Die Rückreise erfolgte am 29.11.1925 mit dem damals modernsten Schiff des Nord-Deutschen-Lloyd, der „Columbus“ von Bremen aus. Die Postkarte, die Alfred einen Tag vorher noch nach Särka an die Eltern schickte, hat meine Mutter die ganzen Jahre aufgehoben. So wie eigentlich alle Fotos und Briefe, die von drüben kamen. Sie hatte sie immer griffbereit in der kleinen Schachtel im Nachttisch. Leider sind nur die Fotos übriggeblieben.
Die Frage warum sie ausgewandert sind, kann ich nicht beantworten. Einen Vorteil hatte die Auswanderung der kleinen Familie jedenfalls beschert, Alfred musste nie zum Militär.
Obwohl er 1918 in den USA bereits gemustert wurde, blieb er vom Krieg verschont. Alfred war ja noch nicht eingebürgert. Im Zweiten Weltkrieg war er zum Glück schon zu alt.
1937 heiratete Lotti ihren Otto Pemrich, ihre beiden Kinder waren da schon 3 und 5 Jahre alt.

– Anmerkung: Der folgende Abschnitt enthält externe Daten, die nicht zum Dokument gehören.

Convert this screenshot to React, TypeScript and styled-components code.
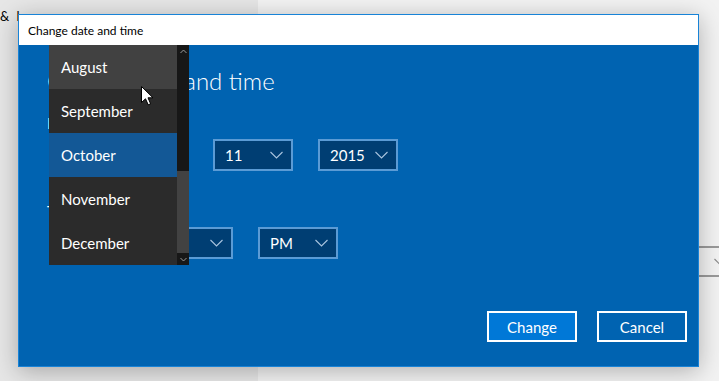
import styled, { createGlobalStyle } from 'styled-components';

const GlobalStyle = createGlobalStyle`
	html, body {
		margin: 0;
		padding: 0;
		width: 719px;
		height: 381px;
		overflow: hidden;
		font-family: Lato, 'Noto Sans', sans-serif;
	}
`;

const Desktop = styled.div`
	position: relative;
	width: 719px;
	height: 381px;
	display: grid;
	grid-template-columns: 258px 1fr;
`;

const SidePane = styled.div`
	background: #e6e6e6;
	padding: 8px 0 0 0;
	font-size: 13px;
	line-height: 16px;
	word-spacing: 4px;
	color: #000;
	white-space: nowrap;
	overflow: hidden;
`;

const MainPane = styled.div`
	background: #f2f2f2;
	padding-top: 246px;
	padding-left: 207px;
	overflow: hidden;
`;

const GrayCombo = styled.div`
	width: 260px;
	height: 27px;
	border: 2px solid #999;
	display: flex;
	align-items: center;
	justify-content: flex-end;
	padding-right: 10px;
	box-sizing: content-box;
`;

const Window = styled.div`
	position: absolute;
	left: 18px;
	top: 14px;
	width: 679px;
	height: 351px;
	border: 1px solid #1883d7;
	display: flex;
	flex-direction: column;
	box-shadow: 0 4px 22px rgba(0, 0, 0, 0.28);
`;

const TitleBar = styled.div`
	height: 30px;
	background: #fff;
	display: flex;
	align-items: center;
	padding-left: 9px;
	font-size: 12px;
	color: #000;
`;

const Body = styled.div`
	flex: 1;
	background: #0063b1;
	color: #fff;
	display: flex;
	flex-direction: column;
	padding: 20px 11px 24px 30px;
`;

const Heading = styled.div`
	font-size: 24px;
	font-weight: 300;
	line-height: 32px;
	margin-left: -2px;
`;

const Label = styled.div<{ $top: number }>`
	font-size: 15px;
	line-height: 20px;
	margin: ${(p) => p.$top}px 0 6px -2px;
`;

const Row = styled.div`
	display: flex;
	gap: 25px;
`;

const Combo = styled.div<{ $w: number }>`
	width: ${(p) => p.$w}px;
	height: 32px;
	box-sizing: border-box;
	border: 2px solid #5b9bd5;
	background: #003e73;
	display: flex;
	align-items: center;
	justify-content: space-between;
	padding: 0 8px 0 10px;
	font-size: 15px;
`;

const Footer = styled.div`
	margin-top: auto;
	display: flex;
	justify-content: flex-end;
	gap: 20px;
`;

const Button = styled.div<{ $primary?: boolean }>`
	width: 90px;
	height: 31px;
	box-sizing: border-box;
	border: 2px solid #fff;
	background: ${(p) => (p.$primary ? '#0078d7' : '#0063b1')};
	display: flex;
	align-items: center;
	justify-content: center;
	font-size: 15px;
	color: #fff;
`;

const Popup = styled.div`
	position: absolute;
	left: 30px;
	top: 30px;
	width: 140px;
	height: 220px;
	display: flex;
	background: #2b2b2b;
`;

const List = styled.div`
	flex: 1;
	display: flex;
	flex-direction: column;
`;

const Item = styled.div<{ $state?: 'hover' | 'selected' }>`
	height: 44px;
	display: flex;
	align-items: center;
	padding-left: 12px;
	padding-bottom: 1px;
	box-sizing: border-box;
	font-size: 15px;
	color: #fff;
	background: ${(p) =>
		p.$state === 'hover' ? '#414141' : p.$state === 'selected' ? '#135896' : '#2b2b2b'};
`;

const ScrollBar = styled.div`
	width: 12px;
	background: #171717;
	display: flex;
	flex-direction: column;
`;

const ScrollArrow = styled.div`
	height: 12px;
	display: flex;
	align-items: center;
	justify-content: center;
`;

const Track = styled.div`
	flex: 1;
	display: flex;
	flex-direction: column;
	justify-content: flex-end;
`;

const Thumb = styled.div`
	height: 82px;
	background: #424242;
`;

const Cursor = styled.svg`
	position: absolute;
	left: 141px;
	top: 86px;
`;

const Chevron = ({ color = '#a9c4df' }: { color?: string }) => (
	<svg width='13' height='8' viewBox='0 0 13 8'>
		<path d='M0.5 1 L6.5 7 L12.5 1' fill='none' stroke={color} strokeWidth='1.1' />
	</svg>
);

const SmallArrow = ({ up }: { up?: boolean }) => (
	<svg width='7' height='5' viewBox='0 0 7 5'>
		<path
			d={up ? 'M0.5 4 L3.5 1 L6.5 4' : 'M0.5 1 L3.5 4 L6.5 1'}
			fill='none'
			stroke='#9a9a9a'
			strokeWidth='1'
		/>
	</svg>
);

const months = ['August', 'September', 'October', 'November', 'December'];

const App = () => {
	return (
		<>
			<GlobalStyle />
			<Desktop>
				<SidePane>&amp; language</SidePane>
				<MainPane>
					<GrayCombo>
						<Chevron color='#8a8a8a' />
					</GrayCombo>
				</MainPane>
				<Window>
					<TitleBar>Change date and time</TitleBar>
					<Body>
						<Heading>Change date and time</Heading>
						<Label $top={16}>Date</Label>
						<Row>
							<Combo $w={139}>
								October
								<Chevron />
							</Combo>
							<Combo $w={80}>
								11
								<Chevron />
							</Combo>
							<Combo $w={80}>
								2015
								<Chevron />
							</Combo>
						</Row>
						<Label $top={30}>Time</Label>
						<Row>
							<Combo $w={79}>
								4
								<Chevron />
							</Combo>
							<Combo $w={80}>
								22
								<Chevron />
							</Combo>
							<Combo $w={80}>
								PM
								<Chevron />
							</Combo>
						</Row>
						<Footer>
							<Button $primary>Change</Button>
							<Button>Cancel</Button>
						</Footer>
					</Body>
					<Popup>
						<List>
							{months.map((m, i) => (
								<Item key={m} $state={i === 0 ? 'hover' : i === 2 ? 'selected' : undefined}>
									{m}
								</Item>
							))}
						</List>
						<ScrollBar>
							<ScrollArrow>
								<SmallArrow up />
							</ScrollArrow>
							<Track>
								<Thumb />
							</Track>
							<ScrollArrow>
								<SmallArrow />
							</ScrollArrow>
						</ScrollBar>
					</Popup>
				</Window>
				<Cursor width='13' height='20' viewBox='0 0 13 20'>
					<path
						d='M0.5 0.5 L0.5 16.5 L4.5 12.8 L7.2 18.8 L9.6 17.8 L7 11.8 L12 11.8 Z'
						fill='#fff'
						stroke='#000'
						strokeWidth='1'
						strokeLinejoin='round'
					/>
				</Cursor>
			</Desktop>
		</>
	);
};

export default App;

Alle 6 wohnten da in der Farmington Avenue 235 in Bristol, wie die Volkszählung von 1940 dokumentiert.
Der zunächst letzte Brief von Alfred an seine Mutter kam 1940 in Gera an. Nach dem Tod meines Vaters hatten wir sie 1939 nach Gera geholt. Von den deutschen Behörden war der Brief geöffnet worden.
Erst weit nach 1945 kam die Verbindung wieder zu Stande. Als unsere Mutter im Mai 1948 starb, habe ich einen Brief an die alte Adresse geschickt. Und tatsächlich kam bald Post aus Übersee. Leider konnten sie zur Trauerfeier unserer Mutter nicht kommen.
Nachdem unsere Zwillinge geboren waren, schickte Berta Zitronen, Nestlè Milchpulver usw. sowie Kleidung nach Deutschland. Dafür waren wir ihnen sehr dankbar. Das letzte Paket muss so um 1953 angekommen sein.
1958 starb Berta, Alfred 1966. Das gemeinsame Grab befindet sich auf dem städtischen Friedhof in Bristol.
Inzwischen schrieb sich Erika mit Lotti, es war ein loser Briefwechsel.
Ich glaube die Weihnachtskarte 1985 war der letzte Kontakt. Lotti war da 78 Jahre alt und wohnte bei ihren Kindern in Bristol.